* **What is required**: Repeat the listing word for word. No pictures belong in the copy.

**** Data block

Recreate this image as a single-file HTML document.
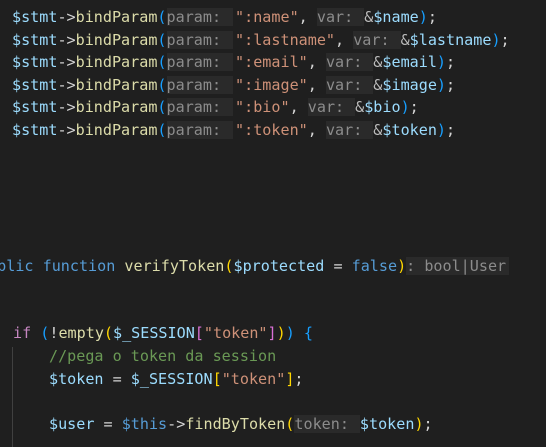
<!DOCTYPE html>
<html><head><style>
html,body{margin:0;padding:0;background:#1f1f1f;width:546px;height:447px;overflow:hidden}
.l{position:absolute;white-space:pre;font-family:"DejaVu Sans Mono","Liberation Mono",monospace;font-size:15.1px;line-height:22.6px;height:22.6px;color:#d4d4d4}
.v{color:#9cdcfe}.f{color:#dcdcaa}.s{color:#ce9178}.k{color:#569cd6}.c{color:#6a9955}.p{color:#c586c0}
.b1{color:#ffd700}.b2{color:#da70d6}.b3{color:#179fff}
.h{color:#8c8c8c;background:#2a2a2a;padding-right:3px}
.hp{color:#8c8c8c;background:#2a2a2a;padding-right:12px;margin-right:2px}
.hv{color:#8c8c8c;background:#2a2a2a;padding-right:11px}
.a{color:#bbbbbb}
</style></head><body>
<div style="position:absolute;left:12px;top:347px;width:1px;height:100px;background:#404040"></div>
<div class="l" style="left:12px;top:6px"><span class="v">$stmt</span>-&gt;<span class="f">bindParam</span><span class="b3">(</span><span class="hp">param:</span><span class="s">":name"</span>, <span class="hv">var:</span><span class="a">&amp;</span><span class="v">$name</span><span class="b3">)</span>;</div>
<div class="l" style="left:12px;top:28.6px"><span class="v">$stmt</span>-&gt;<span class="f">bindParam</span><span class="b3">(</span><span class="hp">param:</span><span class="s">":lastname"</span>, <span class="hv">var:</span><span class="a">&amp;</span><span class="v">$lastname</span><span class="b3">)</span>;</div>
<div class="l" style="left:12px;top:51.2px"><span class="v">$stmt</span>-&gt;<span class="f">bindParam</span><span class="b3">(</span><span class="hp">param:</span><span class="s">":email"</span>, <span class="hv">var:</span><span class="a">&amp;</span><span class="v">$email</span><span class="b3">)</span>;</div>
<div class="l" style="left:12px;top:73.8px"><span class="v">$stmt</span>-&gt;<span class="f">bindParam</span><span class="b3">(</span><span class="hp">param:</span><span class="s">":image"</span>, <span class="hv">var:</span><span class="a">&amp;</span><span class="v">$image</span><span class="b3">)</span>;</div>
<div class="l" style="left:12px;top:96.4px"><span class="v">$stmt</span>-&gt;<span class="f">bindParam</span><span class="b3">(</span><span class="hp">param:</span><span class="s">":bio"</span>, <span class="hv">var:</span><span class="a">&amp;</span><span class="v">$bio</span><span class="b3">)</span>;</div>
<div class="l" style="left:12px;top:119px"><span class="v">$stmt</span>-&gt;<span class="f">bindParam</span><span class="b3">(</span><span class="hp">param:</span><span class="s">":token"</span>, <span class="hv">var:</span><span class="a">&amp;</span><span class="v">$token</span><span class="b3">)</span>;</div>
<div class="l" style="left:-21px;top:254.6px"><span class="k">public</span> <span class="k">function</span> <span class="f">verifyToken</span><span class="b1">(</span><span class="v">$protected</span> = <span class="k">false</span><span class="b1">)</span><span class="h">: bool|User</span></div>
<div class="l" style="left:13px;top:322.3px"><span class="p">if</span> <span class="b3">(</span>!<span class="f">empty</span><span class="b1">(</span><span class="v">$_SESSION</span><span class="b2">[</span><span class="s">"token"</span><span class="b2">]</span><span class="b1">)</span><span class="b3">)</span> <span class="b3">{</span></div>
<div class="l" style="left:49px;top:344.9px"><span class="c">//pega o token da session</span></div>
<div class="l" style="left:49px;top:367.5px"><span class="v">$token</span> = <span class="v">$_SESSION</span><span class="b1">[</span><span class="s">"token"</span><span class="b1">]</span>;</div>
<div class="l" style="left:49px;top:412.7px"><span class="v">$user</span> = <span class="k">$this</span>-&gt;<span class="f">findByToken</span><span class="b1">(</span><span class="hv">token:</span><span class="v">$token</span><span class="b1">)</span>;</div>
</body></html>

********

* **Correct answer**:
Recreate this image as a single-file HTML document.
<!DOCTYPE html>
<html><head><style>
html,body{margin:0;padding:0;background:#1f1f1f;width:546px;height:447px;overflow:hidden}
.l{position:absolute;white-space:pre;font-family:"DejaVu Sans Mono","Liberation Mono",monospace;font-size:15.1px;line-height:22.6px;height:22.6px;color:#d4d4d4}
.v{color:#9cdcfe}.f{color:#dcdcaa}.s{color:#ce9178}.k{color:#569cd6}.c{color:#6a9955}.p{color:#c586c0}
.b1{color:#ffd700}.b2{color:#da70d6}.b3{color:#179fff}
.h{color:#8c8c8c;background:#2a2a2a;padding-right:3px}
.hp{color:#8c8c8c;background:#2a2a2a;padding-right:12px;margin-right:2px}
.hv{color:#8c8c8c;background:#2a2a2a;padding-right:11px}
.a{color:#bbbbbb}
</style></head><body>
<div style="position:absolute;left:12px;top:347px;width:1px;height:100px;background:#404040"></div>
<div class="l" style="left:12px;top:6px"><span class="v">$stmt</span>-&gt;<span class="f">bindParam</span><span class="b3">(</span><span class="hp">param:</span><span class="s">":name"</span>, <span class="hv">var:</span><span class="a">&amp;</span><span class="v">$name</span><span class="b3">)</span>;</div>
<div class="l" style="left:12px;top:28.6px"><span class="v">$stmt</span>-&gt;<span class="f">bindParam</span><span class="b3">(</span><span class="hp">param:</span><span class="s">":lastname"</span>, <span class="hv">var:</span><span class="a">&amp;</span><span class="v">$lastname</span><span class="b3">)</span>;</div>
<div class="l" style="left:12px;top:51.2px"><span class="v">$stmt</span>-&gt;<span class="f">bindParam</span><span class="b3">(</span><span class="hp">param:</span><span class="s">":email"</span>, <span class="hv">var:</span><span class="a">&amp;</span><span class="v">$email</span><span class="b3">)</span>;</div>
<div class="l" style="left:12px;top:73.8px"><span class="v">$stmt</span>-&gt;<span class="f">bindParam</span><span class="b3">(</span><span class="hp">param:</span><span class="s">":image"</span>, <span class="hv">var:</span><span class="a">&amp;</span><span class="v">$image</span><span class="b3">)</span>;</div>
<div class="l" style="left:12px;top:96.4px"><span class="v">$stmt</span>-&gt;<span class="f">bindParam</span><span class="b3">(</span><span class="hp">param:</span><span class="s">":bio"</span>, <span class="hv">var:</span><span class="a">&amp;</span><span class="v">$bio</span><span class="b3">)</span>;</div>
<div class="l" style="left:12px;top:119px"><span class="v">$stmt</span>-&gt;<span class="f">bindParam</span><span class="b3">(</span><span class="hp">param:</span><span class="s">":token"</span>, <span class="hv">var:</span><span class="a">&amp;</span><span class="v">$token</span><span class="b3">)</span>;</div>
<div class="l" style="left:-21px;top:254.6px"><span class="k">public</span> <span class="k">function</span> <span class="f">verifyToken</span><span class="b1">(</span><span class="v">$protected</span> = <span class="k">false</span><span class="b1">)</span><span class="h">: bool|User</span></div>
<div class="l" style="left:13px;top:322.3px"><span class="p">if</span> <span class="b3">(</span>!<span class="f">empty</span><span class="b1">(</span><span class="v">$_SESSION</span><span class="b2">[</span><span class="s">"token"</span><span class="b2">]</span><span class="b1">)</span><span class="b3">)</span> <span class="b3">{</span></div>
<div class="l" style="left:49px;top:344.9px"><span class="c">//pega o token da session</span></div>
<div class="l" style="left:49px;top:367.5px"><span class="v">$token</span> = <span class="v">$_SESSION</span><span class="b1">[</span><span class="s">"token"</span><span class="b1">]</span>;</div>
<div class="l" style="left:49px;top:412.7px"><span class="v">$user</span> = <span class="k">$this</span>-&gt;<span class="f">findByToken</span><span class="b1">(</span><span class="hv">token:</span><span class="v">$token</span><span class="b1">)</span>;</div>
</body></html>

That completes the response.